Kanal Istanbul project challenges Russia, shakes up region - analyst
Turkish President Recep Tayyip Erdoğan’s Kanal Istanbul waterway project is creating concern for Russia over the new route it will provide for Western warships during a conflict, analyst Zvi Bar'el wrote in Israeli Haaretz newspaper on Saturday.
Russia, Brussels and the countries bordering the Black Sea are concerned because the canal project would give Turkey sole authority to govern the traffic and cargo passing through the waters, in addition permitting the passage of warships from the Mediterranean to the Black Sea, Bar’el wrote.
Championed for years by Erdoğan, the project will connect the Black Sea north of Istanbul to the Marmara Sea to the south and is estimated to cost $9.2 billion.
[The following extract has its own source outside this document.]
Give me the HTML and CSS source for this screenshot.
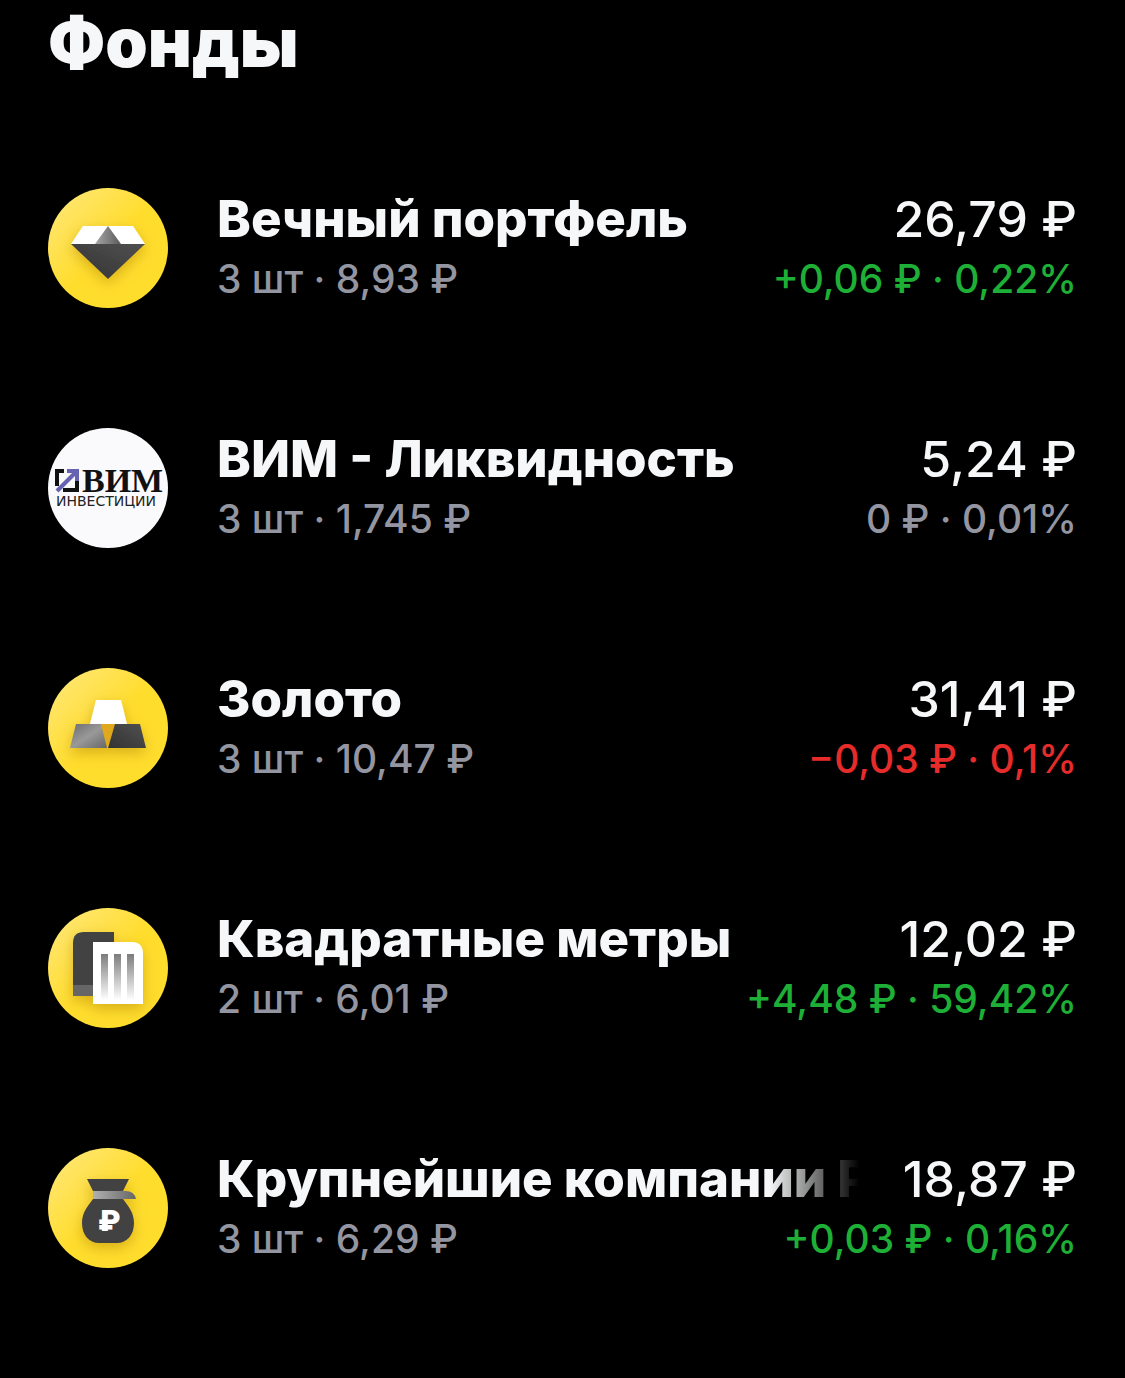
FILE: index.html
```html
<!DOCTYPE html>
<html lang="ru">
<head>
    <meta charset="UTF-8">
    <meta name="viewport" content="width=device-width, initial-scale=1.0">
    <title>Фонды</title>
    <link rel="stylesheet" href="styles.css">
</head>
<body>
    <!-- Shared gradients for the fund icons -->
    <svg class="defs" width="0" height="0" aria-hidden="true">
        <defs>
            <linearGradient id="yellow" x1="0" y1="0" x2="1" y2="1">
                <stop offset="0" stop-color="#ffe880"/>
                <stop offset="0.5" stop-color="#ffdd2d"/>
                <stop offset="1" stop-color="#ffdd2d"/>
            </linearGradient>
            <linearGradient id="dark" x1="0" y1="1" x2="1" y2="0">
                <stop offset="0" stop-color="#333"/>
                <stop offset="1" stop-color="#505050"/>
            </linearGradient>
            <linearGradient id="steel" x1="0" y1="0" x2="1" y2="0">
                <stop offset="0" stop-color="#a6a6a6"/>
                <stop offset="1" stop-color="#5a5a5a"/>
            </linearGradient>
            <linearGradient id="bar" x1="0" y1="0" x2="1" y2="1">
                <stop offset="0" stop-color="#6c6c6c"/>
                <stop offset="0.5" stop-color="#999"/>
                <stop offset="1" stop-color="#666"/>
            </linearGradient>
            <linearGradient id="strap" x1="0" y1="0" x2="1" y2="0">
                <stop offset="0" stop-color="#b0b0b0"/>
                <stop offset="1" stop-color="#666"/>
            </linearGradient>
            <linearGradient id="column" x1="0" y1="0" x2="0" y2="1">
                <stop offset="0" stop-color="#7c7c7c"/>
                <stop offset="1" stop-color="#fff"/>
            </linearGradient>
            <filter id="shadow" x="-40%" y="-40%" width="180%" height="190%">
                <feDropShadow dx="0" dy="5" stdDeviation="7" flood-color="#a87900" flood-opacity="0.45"/>
            </filter>
        </defs>
    </svg>

    <main>
        <h1>Фонды</h1>
        <ul class="funds">
            <li class="fund">
                <svg class="icon" viewBox="0 0 120 120" aria-hidden="true">
                    <circle cx="60" cy="60" r="60" fill="url(#yellow)"/>
                    <g filter="url(#shadow)">
                        <path d="M35 38H85L97 56H23Z" fill="#fff"/>
                        <path d="M60 38L73 56H47Z" fill="url(#steel)"/>
                        <path d="M23 56H97L60 91Z" fill="url(#dark)"/>
                    </g>
                </svg>
                <div class="info">
                    <div class="line">
                        <span class="name">Вечный портфель</span>
                        <span class="total">26,79 ₽</span>
                    </div>
                    <div class="line small">
                        <span>3 шт · 8,93 ₽</span>
                        <span class="up">+0,06 ₽ · 0,22%</span>
                    </div>
                </div>
            </li>
            <li class="fund">
                <svg class="icon" viewBox="0 0 120 120" aria-hidden="true">
                    <circle cx="60" cy="60" r="60" fill="#fafafc"/>
                    <path d="M16 43H9V58M15 62H29V53" fill="none" stroke="#111" stroke-width="4"/>
                    <path d="M9 63L27 45" fill="none" stroke="#6763b3" stroke-width="4"/>
                    <path d="M19 41H31V53H27V45H19Z" fill="#6763b3"/>
                    <text class="logo-name" x="34" y="64">ВИМ</text>
                    <text class="logo-sub" x="8" y="78">ИНВЕСТИЦИИ</text>
                </svg>
                <div class="info">
                    <div class="line">
                        <span class="name">ВИМ - Ликвидность</span>
                        <span class="total">5,24 ₽</span>
                    </div>
                    <div class="line small">
                        <span>3 шт · 1,745 ₽</span>
                        <span>0 ₽ · 0,01%</span>
                    </div>
                </div>
            </li>
            <li class="fund">
                <svg class="icon" viewBox="0 0 120 120" aria-hidden="true">
                    <circle cx="60" cy="60" r="60" fill="url(#yellow)"/>
                    <g filter="url(#shadow)">
                        <path d="M46 56H68L59 80Z" fill="#e0a91c"/>
                        <path d="M48 32H73L79 56H42Z" fill="#fff"/>
                        <path d="M28 56H53L59 80H22Z" fill="url(#bar)"/>
                        <path d="M67 56H92L98 80H60Z" fill="url(#dark)"/>
                    </g>
                </svg>
                <div class="info">
                    <div class="line">
                        <span class="name">Золото</span>
                        <span class="total">31,41 ₽</span>
                    </div>
                    <div class="line small">
                        <span>3 шт · 10,47 ₽</span>
                        <span class="down">−0,03 ₽ · 0,1%</span>
                    </div>
                </div>
            </li>
            <li class="fund">
                <svg class="icon" viewBox="0 0 120 120" aria-hidden="true">
                    <circle cx="60" cy="60" r="60" fill="url(#yellow)"/>
                    <g filter="url(#shadow)">
                        <path d="M36 24H66V88H25V35Q25 24 36 24Z" fill="#424242"/>
                        <path d="M25 77H45V88H25Z" fill="#666"/>
                        <path d="M45 34H84Q95 34 95 46V96H45Z" fill="#fff"/>
                    </g>
                    <path d="M53 46H60V92H53ZM66 46H73V92H66ZM79 46H86V92H79Z" fill="url(#column)"/>
                </svg>
                <div class="info">
                    <div class="line">
                        <span class="name">Квадратные метры</span>
                        <span class="total">12,02 ₽</span>
                    </div>
                    <div class="line small">
                        <span>2 шт · 6,01 ₽</span>
                        <span class="up">+4,48 ₽ · 59,42%</span>
                    </div>
                </div>
            </li>
            <li class="fund">
                <svg class="icon" viewBox="0 0 120 120" aria-hidden="true">
                    <circle cx="60" cy="60" r="60" fill="url(#yellow)"/>
                    <g filter="url(#shadow)">
                        <path d="M39 31H81L75 43V51C81 59 86 65 86 75C86 87 79 95 69 95H51C41 95 34 87 34 75C34 65 39 59 45 51V43Z" fill="#424242"/>
                        <path d="M45 43H78Q86 43 88 51H45Z" fill="url(#strap)"/>
                    </g>
                    <text class="bag-sign" x="61" y="83">₽</text>
                </svg>
                <div class="info">
                    <div class="line">
                        <span class="name fade">Крупнейшие компании РФ</span>
                        <span class="total">18,87 ₽</span>
                    </div>
                    <div class="line small">
                        <span>3 шт · 6,29 ₽</span>
                        <span class="up">+0,03 ₽ · 0,16%</span>
                    </div>
                </div>
            </li>
        </ul>
    </main>
</body>
</html>
```
FILE: styles.css
```css
body {
    margin: 0;
    background-color: #000;
    color: #f6f7f8;
    font-family: Inter, "Liberation Sans", sans-serif;
}
.defs {
    position: absolute;
}
main {
    padding: 0 48px;
}
h1 {
    margin: 0 0 44px;
    font-size: 68px;
    font-weight: 900;
    line-height: 84px;
}
.funds {
    margin: 0;
    padding: 0;
    list-style: none;
}
.fund {
    display: flex;
    gap: 49px;
    padding: 60px 0;
}
.icon {
    flex: none;
    width: 120px;
    height: 120px;
}
.info {
    flex: 1;
    min-width: 0;
}
.line {
    display: flex;
    justify-content: space-between;
    gap: 44px;
    font-size: 50px;
    line-height: 62px;
    white-space: nowrap;
}
.name {
    min-width: 0;
    overflow: hidden;
    font-size: 51px;
    font-weight: 800;
}
.fade {
    -webkit-mask-image: linear-gradient(to left, transparent, #000 90px);
    mask-image: linear-gradient(to left, transparent, #000 90px);
}
.total {
    font-weight: 500;
}
.small {
    color: #9395a0;
    font-size: 39px;
    font-weight: 500;
    line-height: 58px;
}
.up {
    color: #1eb036;
}
.down {
    color: #e62b2b;
}
.logo-name {
    fill: #111;
    font: bold 34px "Liberation Serif", serif;
}
.logo-sub {
    fill: #222;
    font: 14px "DejaVu Sans", sans-serif;
}
.bag-sign {
    fill: #fff;
    font: 900 29px Inter, sans-serif;
    text-anchor: middle;
}
```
Last month, Turkey approved plans to develop the canal project, which has opened up debate about the 1936 Montreux Convention, which guarantees the free passage through the Bosphorus and Dardanelles straits of civilian vessels in times of both peace and war.
The project appears to be good news for the United States, Bar’el wrote, as it would be able to send its warships into the Black Sea if war broke out with Russia.
But "Washington would undoubtedly have to make major concessions to Turkey, like abandoning its campaign against Turkey’s acquisition of S-400 anti-aircraft systems from Moscow,’’ he added.
Plans for the project arrive when "Turkey is suffering one of its worst economic crises in a generation and is facing a fourth coronavirus wave averaging over 56,000 new cases a day,’’ the analyst wrote.
Turkey’s strongman is using the project to signal his "ambition to turn Turkey into a regional power that will make both Russia and the United States dependent on it,’’ according to Bar’el.
At home, Erdoğan is battling with COVID-19 vaccine shortage and failures in distributing it amid spiking infection rates, the analyst said, as Ankara pledged to send 150,000 doses of the jab to war-torn Libya.
"All these problems are supposed to magically disappear in the waters of the Istanbul Canal,’’ Bar’el wrote.